Does Whisper House in London recall your experience here on American Psycho, which also played the U.K. before it ever reached New York?
In some ways, though the difference is that this is a new version of a show we have already done, and also the expectations at the Almeida are very different from the expectations with something like this. For me, Whisper House feels like something that will be driven by word of mouth, given that people don’t know what it is, whereas American Psycho had a lot of energy around it before even the first preview.
How would you characterize what this is?
A very cool ghost story! Our director, Adam Lenson, was John Doyle’s associate, and this has quite a cool John Doyle-esque approach to it with the cast onstage the whole time, which I think works very well. I am hoping we have a lovely run here and that as many people as possible see it and, fingers crossed, that it sparks a little bit.
How does this Whisper House compare so far to what was seen in San Diego seven years ago?
Not to denigrate the first version, but I think we’ve managed to find a much more cohesive aesthetic for the look and the sound of the show, so that I’m feeling really quite optimistic. This began with a record that came out a year or so before the Old Globe production, and in hindsight it might have been better if they had existed at the same time. But I’m really proud of the record and think it holds up and am delighted now that the piece itself will get a new audience.

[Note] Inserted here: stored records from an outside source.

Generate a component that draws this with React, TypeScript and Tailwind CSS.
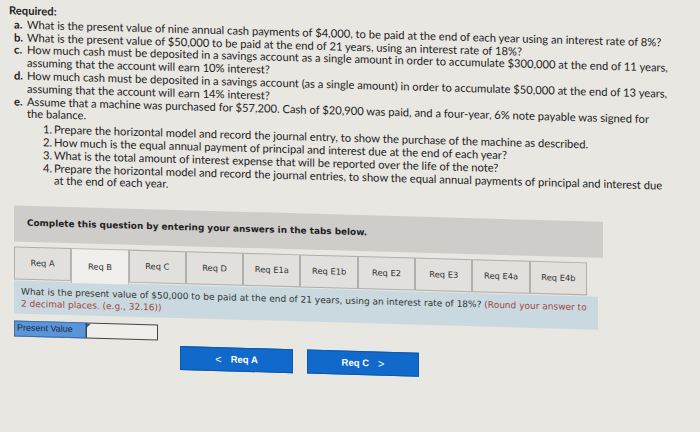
import React from "react";

const tabs = ["Req A", "Req B", "Req C", "Req D", "Req E1a", "Req E1b", "Req E2", "Req E3", "Req E4a", "Req E4b"];

function Item({ label, children }: { label: string; children: React.ReactNode }) {
  return (
    <div className="flex">
      <span className="w-[13px] shrink-0 font-bold">{label}</span>
      <div>{children}</div>
    </div>
  );
}

function Sub({ label, children }: { label: string; children: React.ReactNode }) {
  return (
    <div className="flex">
      <span className="w-[11px] shrink-0">{label}</span>
      <div>{children}</div>
    </div>
  );
}

export default function App() {
  return (
    <div className="w-[700px] h-[432px] overflow-hidden bg-[#e9e7e2]">
      <div className="origin-top-left skew-y-[1.6deg]">
        <div
          className="pl-[9px] pt-[4px] text-[11.2px] leading-[12.8px] text-[#222]"
          style={{ fontFamily: "Lato, 'Open Sans', sans-serif" }}
        >
          <div className="font-bold mb-[1px]">Required:</div>
          <div className="pl-[5px]">
            <Item label="a.">
              What is the present value of nine annual cash payments of $4,000, to be paid at the end of each year using an interest rate of 8%?
            </Item>
            <Item label="b.">
              What is the present value of $50,000 to be paid at the end of 21 years, using an interest rate of 18%?
            </Item>
            <Item label="c.">
              How much cash must be deposited in a savings account as a single amount in order to accumulate $300,000 at the end of 11 years,
              <br />
              assuming that the account will earn 10% interest?
            </Item>
            <Item label="d.">
              How much cash must be deposited in a savings account (as a single amount) in order to accumulate $50,000 at the end of 13 years,
              <br />
              assuming that the account will earn 14% interest?
            </Item>
            <Item label="e.">
              Assume that a machine was purchased for $57,200. Cash of $20,900 was paid, and a four-year, 6% note payable was signed for
              <br />
              the balance.
              <div className="mt-[2px] pl-[16px]">
                <Sub label="1.">Prepare the horizontal model and record the journal entry, to show the purchase of the machine as described.</Sub>
                <Sub label="2.">How much is the equal annual payment of principal and interest due at the end of each year?</Sub>
                <Sub label="3.">What is the total amount of interest expense that will be reported over the life of the note?</Sub>
                <Sub label="4.">
                  Prepare the horizontal model and record the journal entries, to show the equal annual payments of principal and interest due
                  <br />
                  at the end of each year.
                </Sub>
              </div>
            </Item>
          </div>
        </div>

        <div className="ml-[14px] mt-[19px] w-[589px]" style={{ fontFamily: "'DejaVu Sans', Verdana, sans-serif" }}>
          <div className="h-[36px] bg-[#cfcdc9] pl-[13px] flex items-center text-[8.9px] font-bold text-[#222]">
            Complete this question by entering your answers in the tabs below.
          </div>
          <div className="mt-[5px] w-[573px] grid grid-cols-10">
            {tabs.map((t) => (
              <div
                key={t}
                className={
                  t === "Req B"
                    ? "h-[35px] bg-[#f0efec] border border-b-0 border-[#b8b7b3] flex items-center justify-center text-[8.3px] text-[#333]"
                    : "h-[33px] bg-[#e1e0dc] border border-[#b0afab] flex items-center justify-center text-[8.3px] text-[#333]"
                }
              >
                {t}
              </div>
            ))}
          </div>
          <div className="-mt-[1px] w-[584px] h-[33px] bg-[#c9d9df] pl-[7px] pt-[5px] text-[9px] leading-[12px] text-[#333]">
            What is the present value of $50,000 to be paid at the end of 21 years, using an interest rate of 18%?{" "}
            <span className="text-[#a0463e]">
              (Round your answer to
              <br />2 decimal places. (e.g., 32.16))
            </span>
          </div>
          <div className="mt-[7px] flex h-[16px]" style={{ fontFamily: "'Liberation Sans', Arial, sans-serif" }}>
            <div className="w-[72px] bg-[#5b95d9] border border-[#3f6fa6] text-[9px] text-[#1c2a40] pl-[2px] flex items-center">
              Present Value
            </div>
            <div className="relative w-[72px] bg-[#efeeeb] border border-[#444]">
              <div className="absolute left-0 top-0 w-0 h-0 border-t-[4px] border-t-[#2d5fa0] border-r-[4px] border-r-transparent" />
            </div>
          </div>
          <div className="mt-[5px] ml-[166px] flex gap-[14px]" style={{ fontFamily: "'Liberation Sans', Arial, sans-serif" }}>
            <div className="w-[113px] h-[24px] bg-[#1169cc] border border-[#0b58ad] flex items-center justify-center gap-[9px] text-white text-[9.5px] font-bold">
              <span className="text-[11px] font-normal">&lt;</span>
              <span>Req A</span>
            </div>
            <div className="w-[112px] h-[24px] bg-[#1169cc] border border-[#0b58ad] flex items-center justify-center gap-[9px] text-white text-[9.5px] font-bold">
              <span>Req C</span>
              <span className="text-[11px] font-normal">&gt;</span>
            </div>
          </div>
        </div>
      </div>
    </div>
  );
}
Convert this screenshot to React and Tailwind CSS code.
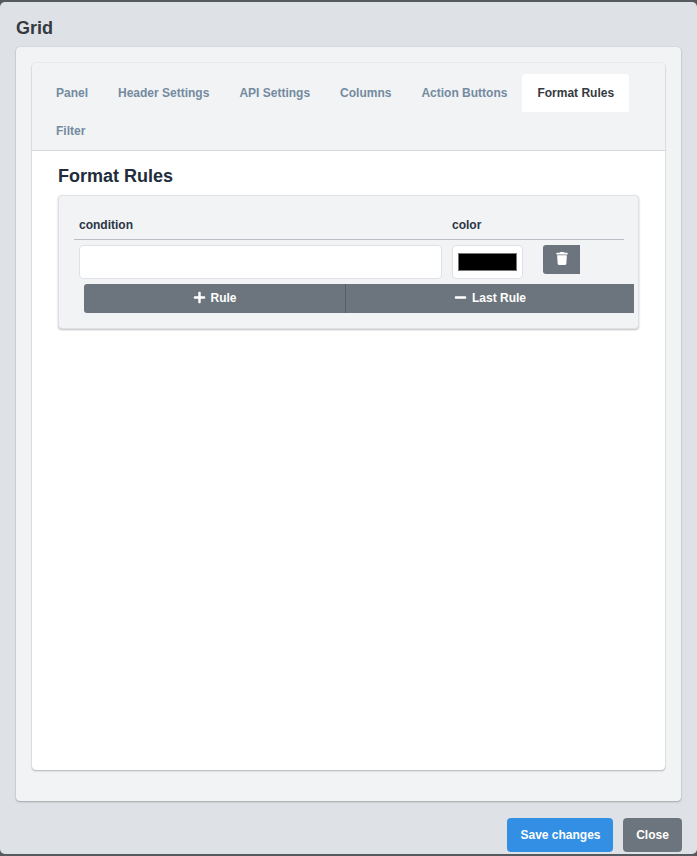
import React from "react";
import { FaTrash, FaPlus, FaMinus } from "react-icons/fa";

const tabs = ["Panel", "Header Settings", "API Settings", "Columns", "Action Buttons", "Format Rules", "Filter"];

export default function App() {
  return (
    <div className="h-[856px] w-[697px] overflow-hidden bg-[#555a5f] pt-[2px] pb-[2px] font-['Liberation_Sans',Arial,sans-serif]">
      <div className="flex h-[852px] flex-col rounded-[5px] bg-[#dee2e6]">
        <h1 className="h-[45px] px-4 pt-[15px] pb-0 text-[18px] leading-[22px] font-bold text-[#343a40]">Grid</h1>
        <div className="mx-4 h-[754px] rounded-[4px] bg-[#f1f3f5] px-4 pt-4 pb-[31px] shadow-[0_1px_2px_rgba(0,0,0,0.25),0_0_1px_rgba(0,0,0,0.2)]">
          <div className="flex h-full flex-col rounded-[4px] bg-white shadow-[0_1px_2px_rgba(0,0,0,0.25),0_0_1px_rgba(0,0,0,0.25)]">
            <div className="flex flex-wrap rounded-t-[4px] border-b border-[#d3d8dc] bg-[#f1f3f5] pt-[11px] pl-[9px]">
              {tabs.map((t) => (
                <div
                  key={t}
                  className={
                    "h-[38px] px-[15px] text-[12px] leading-[38px] font-bold " +
                    (t === "Format Rules" ? "rounded-t-[4px] bg-white text-[#343a40]" : "text-[#748a9f]")
                  }
                >
                  {t}
                </div>
              ))}
            </div>
            <div className="px-[26px]">
              <h2 className="mt-[14px] h-[30px] text-[18px] leading-[22px] font-bold text-[#212d3b]">Format Rules</h2>
              <div className="h-[134px] rounded-[4px] border border-[#dee2e6] bg-[#f1f3f5] px-[15px] pt-4 shadow-[0_1px_2px_rgba(0,0,0,0.25)]">
                <div className="grid h-[28px] w-[550px] grid-cols-[378px_172px] border-b border-[#b9bfc5] text-[12px] leading-[26px] font-bold text-[#2b3644]">
                  <div className="pl-[5px]">condition</div>
                  <div>color</div>
                </div>
                <div className="mt-[5px] flex w-[550px] items-start pl-[5px]">
                  <div className="h-[34px] w-[363px] rounded-[4px] border border-[#dee2e6] bg-white" />
                  <div className="ml-[10px] flex h-[34px] w-[71px] items-center justify-center rounded-[4px] border border-[#dee2e6] bg-white">
                    <div className="h-[18px] w-[59px] border border-[#767676] bg-black" />
                  </div>
                  <button className="ml-5 flex h-[29px] w-[37px] items-start justify-center rounded-l-[3px] bg-[#6c757d] pt-[7px] text-white">
                    <FaTrash className="h-[13px] w-[12px]" />
                  </button>
                </div>
                <div className="mt-[5px] ml-[10px] flex h-[29px] w-[550px] overflow-hidden rounded-l-[3px] bg-[#6c757d] text-[12px] leading-[28px] font-bold text-white">
                  <button className="flex h-[29px] w-[262px] items-start justify-center gap-[4px] border-r border-[#565e64] pl-[1px]">
                    <FaPlus className="mt-[7px] h-[13px] w-[13px]" />
                    Rule
                  </button>
                  <button className="flex h-[29px] flex-1 items-start justify-center gap-[5px]">
                    <FaMinus className="mt-[7px] h-[13px] w-[13px]" />
                    Last Rule
                  </button>
                </div>
              </div>
            </div>
          </div>
        </div>
        <div className="mt-[17px] mr-[15px] flex justify-end gap-[10px]">
          <button className="h-[34px] w-[106px] rounded-[4px] bg-[#338fe3] pl-[1px] text-[12px] font-bold text-white">Save changes</button>
          <button className="h-[34px] w-[59px] rounded-[4px] bg-[#6c757d] text-[12px] font-bold text-white">Close</button>
        </div>
      </div>
    </div>
  );
}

What are your feelings about a name Anglo-Irish cast [Simon Bailey, Niamh Perry, Wicked alumna Dianne Pilkington, among others] cast as Americans?

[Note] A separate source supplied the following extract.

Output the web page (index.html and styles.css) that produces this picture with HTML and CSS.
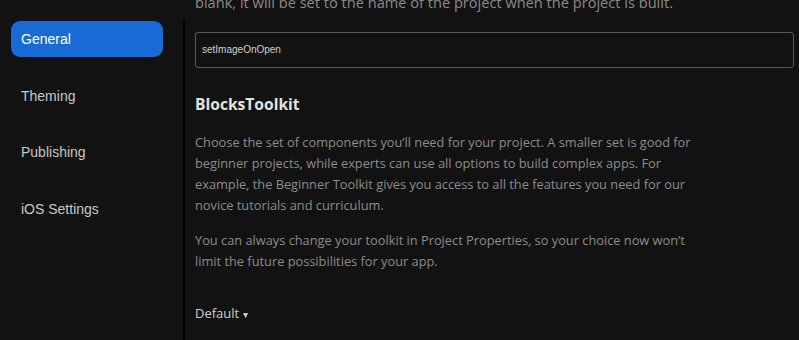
FILE: index.html
```html
<!DOCTYPE html>
<html lang="en">
<head>
  <meta charset="UTF-8">
  <title>Project Properties</title>
  <link rel="stylesheet" href="styles.css">
</head>
<body>
  <div class="layout">
    <nav class="sidebar">
      <a class="tab active">General</a>
      <a class="tab">Theming</a>
      <a class="tab">Publishing</a>
      <a class="tab">iOS Settings</a>
    </nav>
    <div class="divider"></div>
    <main class="content">
      <p class="note">blank, it will be set to the name of the project when the project is built.</p>
      <div class="field">setImageOnOpen</div>
      <h2>BlocksToolkit</h2>
      <p class="desc">Choose the set of components you’ll need for your project. A smaller set is good for beginner projects, while experts can use all options to build complex apps. For example, the Beginner Toolkit gives you access to all the features you need for our novice tutorials and curriculum.</p>
      <p class="desc">You can always change your toolkit in Project Properties, so your choice now won’t limit the future possibilities for your app.</p>
      <div class="dropdown">Default <span class="caret">▾</span></div>
    </main>
  </div>
</body>
</html>
```
FILE: styles.css
```css
*{
    margin: 0;
    padding: 0;
    box-sizing: border-box;
}

body{
    background: #121212;
    width: 799px;
    height: 340px;
    overflow: hidden;
    font-family: "Liberation Sans", Arial, sans-serif;
}

.layout{
    display: flex;
    height: 340px;
}

.sidebar{
    width: 183px;
    flex-shrink: 0;
    padding: 21px 20px 0 11px;
    display: flex;
    flex-direction: column;
    gap: 20.5px;
}

.tab{
    display: block;
    height: 36px;
    line-height: 36px;
    padding-left: 10px;
    border-radius: 9px;
    font-size: 14px;
    color: #c8c8c8;
}

.tab.active{
    background: #1a6ad6;
    color: #fff;
}

.divider{
    width: 2px;
    margin-top: 19px;
    background: #000;
    flex-shrink: 0;
}

.content{
    flex: 1;
    padding: 0 5px 0 10px;
    overflow: hidden;
    font-family: "Open Sans", sans-serif;
}

.note{
    margin-top: -6px;
    font-size: 14.6px;
    line-height: 16px;
    color: #8a8a8a;
    white-space: nowrap;
}

.field{
    margin-top: 22px;
    height: 36px;
    border: 1px solid #5a5a5a;
    border-radius: 3px;
    padding-left: 6px;
    line-height: 34px;
    font-family: "Liberation Sans", Arial, sans-serif;
    font-size: 10px;
    color: #cfcfcf;
}

h2{
    margin-top: 25px;
    font-size: 15.6px;
    font-weight: 700;
    line-height: 22px;
    color: #e2e2e2;
}

.desc{
    max-width: 510px;
    margin-top: 17px;
    font-size: 12.8px;
    line-height: 21px;
    color: #8c8c8c;
}

.desc + .desc{
    margin-top: 14px;
}

.dropdown{
    margin-top: 32px;
    font-size: 13px;
    color: #cfcfcf;
}

.caret{
    font-size: 10px;
}
```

These are Brits playing Americans but World War II Americans, and the ghosts are Americans from 25 years or so before that, so at that point when a lot of Americans were still Anglophone in some way. What's interesting to me is that the record of Whisper House became a little bit of a cult favorite among some English theater geeks I know and love, and here we are.
Are you missing the buzz of Tony season on Broadway, which of course included American Psycho this time last year?
To be brutally honest, I’m sort of really pissed off that we opened the show last year and not this year for a host of reasons. I think American Psycho would have had much more of an impact given the political landscape we’re in right now, but hindsight as we know can be 20/20 and it wasn’t my call. But I’m excited to see Groundhog Day and Come From Away and all these shows: I’ve been kind of naughty and haven’t seen much this season—not even Dear Evan Hansen with Ben Platt, whom I know dearly and I know is just amazing in it.
At the risk of comparing children, as it were, can you contrast the Almeida American Psycho, led by Matt Smith, with the production that subsequently opened on Broadway, with Benjamin Walker?
Look, I personally feel as if we did a lot of work to the music in between those two productions that I am happy I did, and I’m very happy with how the show sounded on Broadway compared to how it sounded at the Almeida. There are things we were able to do visually [in New York], especially in the second act, that I think are just stunning because we had that bigger stage. Rupert [Goold, director] and Es [Devlin, designer] were able to be much more artistically grand.
What are your thoughts on that show going forward?
Well, firstly, I suspect it hasn’t seen the end of its London life, though I’m not allowed yet to make any further announcement. But I think the thing with American Psycho has to do with making it tonally cohesive: is it a critique of late capitalism or a satire of yuppies? I think you can do both, but I don’t think we’ve got it quite right so far.
What about the mooted film version of Spring Awakening: has that been helped by the success of La La Land?
I think [La La Land] will help a lot of musical movies get made—good, bad or otherwise. I would love for Spring Awakening to be one of them, but the truth is that Steven [Sater, lyricist] and I have at this point been incredibly picky about finding the right director who’s going to do the best version, which hasn’t to do with who is going to make the most at the box office but with finding the most auteur director who will deliver the best version of the film.
Do you have a feeling in general about musicals on screen?
I feel strongly that it’s incredibly difficult to make musical movies, and the ones I like I can list on one hand: Dancer in the Dark and Cabaret and to some extent what Baz Luhrmann has done, but a lot of musical movies are not my cup of tea, so I’m hoping to find someone who has a really unique and incredibly cool vision of how to put this [stage show] on film.
Did the beautiful Deaf West Broadway revival make a difference on this front?
In fact, there are a couple of directors who have come back into the frame and a conversation is happening with them. But I think what [revival director] Michael Arden did with the show onstage was something extraordinary, and so I loved the experience of watching it grow from downtown L.A. and on to Broadway. Spring Awakening is the gift that keeps on giving, that’s for sure.